There was not much more I could say; I sincerely hope he is wrong. After all, there have been hard times before, and sooner or later, the Kaffeehäuser have always come back. In the early 1970s, chronicler Friedrich Torberg was convinced the days were gone for good, that times and technology had moved on.

By the “times” he meant “the intrusion of kitchen and cellar into the domain of the coffeehouse,” that resulted in “voluminous menus of dishes and drinks,” which he considered a disastrous concession to the materialistic tendencies of the modern era – a resigned admission that fewer and fewer people were prepared to sacrifice even one cooked meal for joys of conversation and companionship.

Changing technology was an even stickier problem, he wrote in 1976, because “today’s writers write directly onto the typewriter, and dictate their radio dramas to a secretary – neither of which could one take along to a Kaffee-haus.” Needless to say, society has moved on, and the coffeehouses – most with excellent WiFi – have hung in there, adapting as needed so that they can remain who they are.

The Viennese also resent intruders: When retirement closed the beloved Café Haag on Schottengasse in the late 1990s, many were dismayed, even more so when the new tenant turned out to be (gasp!) Pizza Hut.
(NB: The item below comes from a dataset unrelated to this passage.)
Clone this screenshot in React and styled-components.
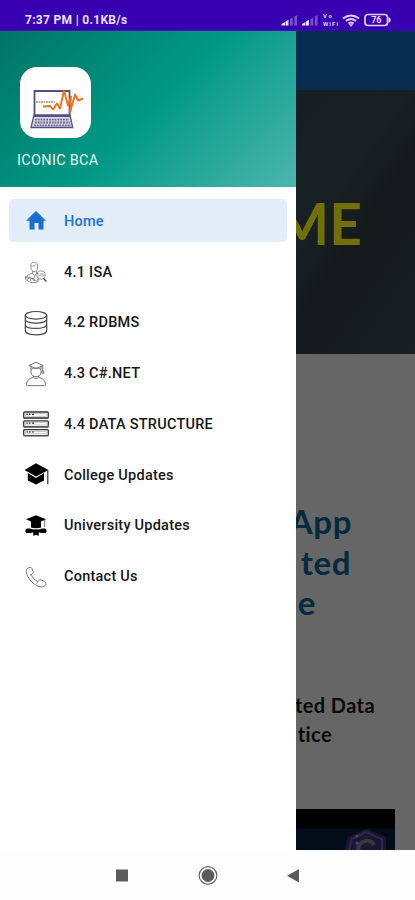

Fortunately, it was out of its league and customers stayed away in droves. A few years later, a Greek restaurant moved in and quickly gave up. Then happily, investor/ manager Andreas Filipczak took over, re- opening as Café Schottenstift, a classy yet unpretentious traditional Kaffeehaus, “not for the tourists.” Now managed by Diglas, it was, and remains, a success.

What Torberg did understand, as well as anyone, is that Vienna is a city that treasures its imagined version of itself, its legends that give shape to the world we live in everyday.

“Vienna is a city of functioning myths,” he wrote, in the mid-1970s. Back then, when the city was still coated in decades of soot and grime, some claimed that legends were the only thing that still worked in Vienna. But he thought that was going too far. What was typical of Vienna, he wrote, and only Vienna, was that “the legends still work, as long as the realities are guided by them.”

The myth of the Wiener Kaffeehaus is one of these.